Bajo llave en el Vaticano
Si aplicamos el ya casi inevitable eje conservador/progresista al cónclave, sorprendería que tras Francisco se recurriera a una figura de mera gestión de la Iglesia o de vuelta a la rigidez doctrinal


Cada vez que los cardenales emitan su voto no podrán eludir contemplar la espectacular escena del Juicio Final de Miguel Ángel de la Capilla Sixtina; frente a ella se ubica la urna, un recordatorio de la naturaleza profundamente espiritual del acto y de la responsabilidad que entraña. Pero se vota. Es también, por tanto, un acto político. Se supone que lo inspira el Espíritu Santo, aunque lo que importa al final es que algún cardenal acabe obteniendo dos tercios de los sufragios emitidos, por decirlo en la jerga a la que estamos acostumbrados. El hecho de que se desenvuelva en esta mezcolanza entre lo divino y lo humano, lo temporal y lo sagrado, es lo que hace a los cónclaves tan irresistibles. O que todo el proceso tenga lugar en uno de los escenarios más bellos del mundo y siguiendo un rito que hunde sus raíces en el siglo XIII. O que todo sea tan hermético e impredecible: no hay encuestas, ni programas, ni siquiera candidatos. Solo disponemos de supuestos papabili, seleccionados por los expertos en cosas vaticanas, raza similar a la de los antiguos kremlinólogos; o sea, que navegamos en la incertidumbre. Frente a todo esto, ceremonias como el funeral o la coronación de un rey inglés quedan casi como un acto vulgar.
La elección de un nuevo papa no es, empero, un mero acontecimiento para ser devorado por la cultura del espectáculo: afecta directamente a los más de 1.200 millones de católicos. Se trata de elegir al líder de una de las mayores religiones del mundo, alguien dotado, además, de auctoritas global por el mero hecho de ostentar el trono de san Pedro. Y luego está el contexto en el que nos hallamos, marcado por guerras, giros autoritarios y la glorificación de la ley del más fuerte, justo lo contrario de lo que predica el Evangelio. Este dato no podrá ser ignorado por los cardenales. Si aplicamos el ya casi inevitable eje conservador/progresista a la elección, sorprendería que después de Francisco se recurriera a una figura de mera gestión de la Iglesia o de vuelta a la rigidez doctrinal. Primero, porque el cuerpo cardenalicio está integrado en su gran mayoría por prelados designados por Bergoglio ―106 de los 135 cardenales con derecho a voto―, y habría que presumirles bastante sintonía con las premisas sobre las que este desarrolló su “mandato”. Y, en segundo lugar, por la propia proveniencia de muchos de ellos, claramente representativos del mundo en desarrollo y, por consiguiente, más propensos a ponerse del lado de los débiles y marginados.

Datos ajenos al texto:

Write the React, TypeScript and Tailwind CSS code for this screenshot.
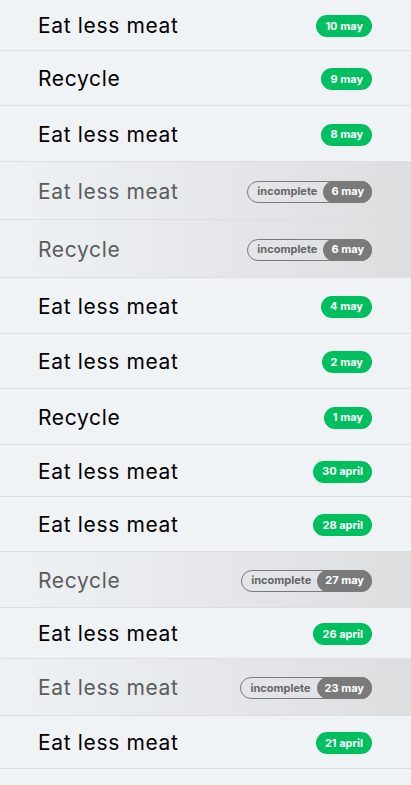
const items = [
  { title: 'Eat less meat', date: '10 may', done: true, h: 51 },
  { title: 'Recycle', date: '9 may', done: true, h: 55 },
  { title: 'Eat less meat', date: '8 may', done: true, h: 56 },
  { title: 'Eat less meat', date: '6 may', done: false, h: 58 },
  { title: 'Recycle', date: '6 may', done: false, h: 58 },
  { title: 'Eat less meat', date: '4 may', done: true, h: 56 },
  { title: 'Eat less meat', date: '2 may', done: true, h: 55 },
  { title: 'Recycle', date: '1 may', done: true, h: 56 },
  { title: 'Eat less meat', date: '30 april', done: true, h: 52 },
  { title: 'Eat less meat', date: '28 april', done: true, h: 55 },
  { title: 'Recycle', date: '27 may', done: false, h: 56 },
  { title: 'Eat less meat', date: '26 april', done: true, h: 51 },
  { title: 'Eat less meat', date: '23 may', done: false, h: 57 },
  { title: 'Eat less meat', date: '21 april', done: true, h: 53 },
];

function Badge({ date, done }: { date: string; done: boolean }) {
  if (done) {
    return (
      <span className="flex h-[22px] items-center rounded-full bg-[#00bf5f] px-[9px] text-[11px] font-bold text-white">
        {date}
      </span>
    );
  }
  return (
    <span className="flex h-[22px] items-center rounded-full border border-[#7a7a7a] text-[11px] font-bold">
      <span className="pl-[9px] pr-[6px] text-[#666666]">incomplete</span>
      <span className="-mr-px flex h-[22px] items-center rounded-full bg-[#7a7a7a] px-[8px] text-white">{date}</span>
    </span>
  );
}

export default function App() {
  return (
    <div className="min-h-[785px] bg-[#f0f3f6]" style={{ fontFamily: 'Inter, "Noto Sans", sans-serif' }}>
      {items.map((item, i) => (
        <div
          key={i}
          style={{ height: item.h }}
          className={`flex items-center justify-between border-b border-[#dcdfe2] pl-[38px] pr-[39px] pt-[2px] ${
            item.done ? '' : 'bg-gradient-to-r from-[#eff2f5] to-[#dcdee0]'
          }`}
        >
          <span className={`text-[21px] tracking-[0.65px] ${item.done ? 'text-black' : 'text-[#5c5c5c]'}`}>
            {item.title}
          </span>
          <Badge date={item.date} done={item.done} />
        </div>
      ))}
    </div>
  );
}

El otro eje, italiano (o del primer mundo) o representativo de otras áreas geográficas, creo que tendrá menos influencia que la propia personalidad, carisma o valor espiritual de la persona que se considere adecuada para el cargo. Es lo que al parecer ocurrió en la propia elección de Francisco, que sobresalió en los debates del cónclave anterior. Hay que tener en cuenta que no se procede a votar sin más; antes de ello o entre una u otra votación se delibera sobre la situación de la Iglesia y sobre otras consideraciones espirituales y mundanas. Es decir, que ―siempre según los expertos― la performance de los candidatos posibles durante el cónclave es decisiva y este es un factor que contribuye a alterar las quinielas.
Apostaría, pues, por un candidato de continuidad con la fase anterior y dotado del coraje suficiente para seguir con los procesos de reforma de la doctrina. Y, sobre todo, para saber plantarse ante los nuevos poderes que consideran que la fuerza hace la justicia y carecen de la más mínima empatía hacia los que sufren. Pero ya saben que los politólogos somos malos profetas. Aquí, como en casi todo, reina la incertidumbre.